Sen. Murkowski holds hearing on COVID-19 impacts on energy sector
Alaska’s senator along with other lawmakers are looking for ways to help the energy industry that’s been hit hard by the coronavirus pandemic.
Sen. Lisa Murkowski, (R-Alaska), chaired a hearing to examine the impacts of the COVID-19 pandemic on the U.S. energy industry.
“The decline in demand can be found just about everywhere. Less flying means less jet fuel. Less driving means less gasoline and diesel. Less commercial activity means less electricity. Less consumption means less production. Less investment today means less development tomorrow,” Sen. Lisa Murkowski (R-Alaska) said.
Alaska has already lost about 1,000 jobs in the oil and gas industry since March, according to Neal Fried, an economist with the State of Alaska.

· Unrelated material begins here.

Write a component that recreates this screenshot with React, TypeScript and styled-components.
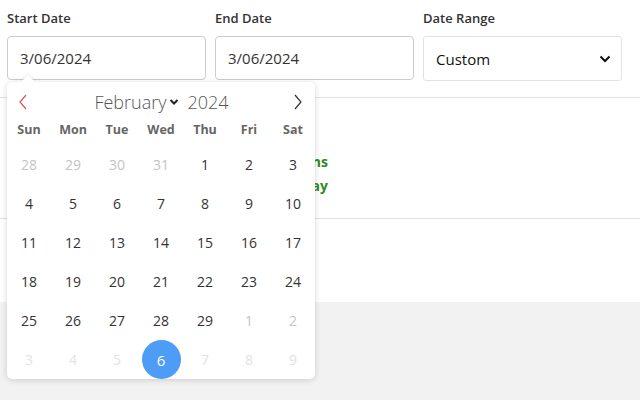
import React from "react";
import styled, { createGlobalStyle } from "styled-components";

const GlobalStyle = createGlobalStyle`
  html, body {
    margin: 0;
    padding: 0;
    background: #fff;
    font-family: "Open Sans", "Noto Sans", sans-serif;
    color: #333;
  }
  * { box-sizing: border-box; }
`;

type DayCell = { day: number; kind: "out" | "in" | "disabled" | "selected" };

const weekDays = ["Sun", "Mon", "Tue", "Wed", "Thu", "Fri", "Sat"];

function buildDays(): DayCell[] {
  const cells: DayCell[] = [];
  [28, 29, 30, 31].forEach((d) => cells.push({ day: d, kind: "out" }));
  for (let d = 1; d <= 29; d++) cells.push({ day: d, kind: "in" });
  cells.push({ day: 1, kind: "out" }, { day: 2, kind: "out" });
  [3, 4, 5].forEach((d) => cells.push({ day: d, kind: "disabled" }));
  cells.push({ day: 6, kind: "selected" });
  [7, 8, 9].forEach((d) => cells.push({ day: d, kind: "disabled" }));
  return cells;
}

export default function App() {
  const days = buildDays();
  return (
    <>
      <GlobalStyle />
      <Page>
        <Filters>
          <Field>
            <Label>Start Date</Label>
            <DateInput>3/06/2024</DateInput>
            <Popup>
              <Notch />
              <CalHeader>
                <NavButton $prev>
                  <svg width="10" height="16" viewBox="0 0 10 16">
                    <path d="M8 1 L2 8 L8 15" fill="none" stroke="currentColor" strokeWidth="1.2" />
                  </svg>
                </NavButton>
                <MonthYear>
                  <span>February</span>
                  <svg width="10" height="8" viewBox="0 0 10 8">
                    <path d="M1.5 2 L5 5.5 L8.5 2" fill="none" stroke="#222" strokeWidth="2" />
                  </svg>
                  <Year>2024</Year>
                </MonthYear>
                <NavButton>
                  <svg width="10" height="16" viewBox="0 0 10 16">
                    <path d="M2 1 L8 8 L2 15" fill="none" stroke="currentColor" strokeWidth="1.2" />
                  </svg>
                </NavButton>
              </CalHeader>
              <Grid>
                {weekDays.map((w) => (
                  <WeekDay key={w}>{w}</WeekDay>
                ))}
                {days.map((c, i) => (
                  <Day key={i} $kind={c.kind}>
                    {c.kind === "selected" ? <Selected>{c.day}</Selected> : c.day}
                  </Day>
                ))}
              </Grid>
            </Popup>
          </Field>
          <Field>
            <Label>End Date</Label>
            <DateInput>3/06/2024</DateInput>
          </Field>
          <Field>
            <Label>Date Range</Label>
            <Select>
              <span>Custom</span>
              <svg width="12" height="8" viewBox="0 0 12 8">
                <path d="M1.5 1.5 L6 6 L10.5 1.5" fill="none" stroke="#111" strokeWidth="2" />
              </svg>
            </Select>
          </Field>
        </Filters>
        <Summary>
          <SummaryLine>Total 0 sessions</SummaryLine>
          <SummaryLine>Average 0 per day</SummaryLine>
        </Summary>
        <Spacer />
        <Footer />
      </Page>
    </>
  );
}

const Page = styled.div`
  min-height: 400px;
  display: flex;
  flex-direction: column;
  background: #fff;
`;

const Filters = styled.div`
  position: relative;
  z-index: 2;
  display: flex;
  gap: 9px;
  padding: 8px 7px 16px;
  border-bottom: 1px solid #e3e3e3;
`;

const Field = styled.div`
  position: relative;
  width: 199px;
  display: flex;
  flex-direction: column;
`;

const Label = styled.div`
  font-size: 13px;
  font-weight: 600;
  color: #333;
  height: 28px;
  line-height: 20px;
`;

const DateInput = styled.div`
  height: 44px;
  border: 1px solid #cccccc;
  border-radius: 4px;
  padding: 0 12px;
  display: flex;
  align-items: center;
  font-size: 15px;
  color: #333;
`;

const Select = styled.div`
  height: 45px;
  border: 1px solid #e3e3e3;
  border-radius: 3px;
  padding: 0 10px 0 12px;
  display: flex;
  align-items: center;
  justify-content: space-between;
  font-size: 15px;
  color: #111;
`;

const Popup = styled.div`
  position: absolute;
  top: 74px;
  left: 0;
  width: 308px;
  background: #fff;
  border-radius: 5px;
  box-shadow: 0 1px 6px rgba(0, 0, 0, 0.16);
  z-index: 10;
`;

const Notch = styled.div`
  position: absolute;
  top: -5px;
  left: 16px;
  width: 10px;
  height: 10px;
  background: #fff;
  transform: rotate(45deg);
  box-shadow: -1px -1px 2px rgba(0, 0, 0, 0.08);
`;

const CalHeader = styled.div`
  position: relative;
  height: 40px;
  display: flex;
  align-items: center;
  justify-content: space-between;
  padding: 0 12px 0 11px;
`;

const NavButton = styled.div<{ $prev?: boolean }>`
  width: 10px;
  height: 16px;
  display: flex;
  color: ${(p) => (p.$prev ? "#d05a5a" : "#333")};
`;

const MonthYear = styled.div`
  display: flex;
  align-items: center;
  gap: 3px;
  font-size: 18px;
  font-weight: 300;
  color: #555;
  margin-left: 2px;
`;

const Year = styled.span`
  margin-left: 5px;
`;

const Grid = styled.div`
  display: grid;
  grid-template-columns: repeat(7, 44px);
  grid-template-rows: 23px;
  grid-auto-rows: 39px;
`;

const WeekDay = styled.div`
  display: flex;
  align-items: flex-start;
  justify-content: center;
  font-size: 12.5px;
  font-weight: 700;
  color: #666;
  line-height: 16px;
`;

const dayColors = {
  out: "#c4c4c4",
  in: "#333",
  disabled: "#e3e3e3",
  selected: "#fff",
};

const Day = styled.div<{ $kind: DayCell["kind"] }>`
  display: flex;
  align-items: center;
  justify-content: center;
  font-size: 14px;
  color: ${(p) => dayColors[p.$kind]};
`;

const Selected = styled.div`
  width: 39px;
  height: 39px;
  border-radius: 50%;
  background: #4d9cf5;
  color: #fff;
  display: flex;
  align-items: center;
  justify-content: center;
  font-size: 15px;
`;

const Summary = styled.div`
  height: 121px;
  padding-top: 52px;
  border-bottom: 1px solid #e3e3e3;
  display: flex;
  flex-direction: column;
  align-items: flex-end;
  width: 100%;
  padding-right: 312px;
`;

const SummaryLine = styled.div`
  font-size: 14px;
  font-weight: 700;
  color: #2e8b1e;
  line-height: 24px;
`;

const Spacer = styled.div`
  height: 83px;
`;

const Footer = styled.div`
  flex: 1;
  background: #f2f2f2;
`;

A total of 1.3 million energy jobs have been lost since the start of the pandemic. A new report released last week shows the renewable energy sector has lost about 600,000 jobs.
Sen. Murkowski said the energy sector has “suffered acutely and uniquely,” adding that her energy bill, the American Innovation Act would spur investment in the sector.
“For a producing state like Alaska, ‘less production’ and ‘less investment’ and ‘less development’ are ominous signs on the horizon. That is why I hope, truly, that demand has been paused rather than destroyed,” she said.
The cuts are being driven by a lack of demand for gasoline and jet fuel.
“Put simply, the COVID-19 pandemic has created the biggest shock to global energy systems since at least World War II,” David Turk, acting deputy executive director at the International Energy Agency told the Senate Energy and Natural Resources Committee.
IEA estimates that global energy demand will fall 6 percent in 2020, the equivalent of losing the entire demand of India. The organization predicts a 9% drop in energy demand in the United States and 11% in the European Union.
Oil demand is expected to drop 8.2% globally, the largest in history. Coal demand will also fall 8% and electricity demand is forecast to fall 5%.
“Renewables have been the most resilient of all the fuels so far, and the only energy source that we expect to grow in 2020. Although I should say at much lower levels than we forecast before the crisis,” Turk said.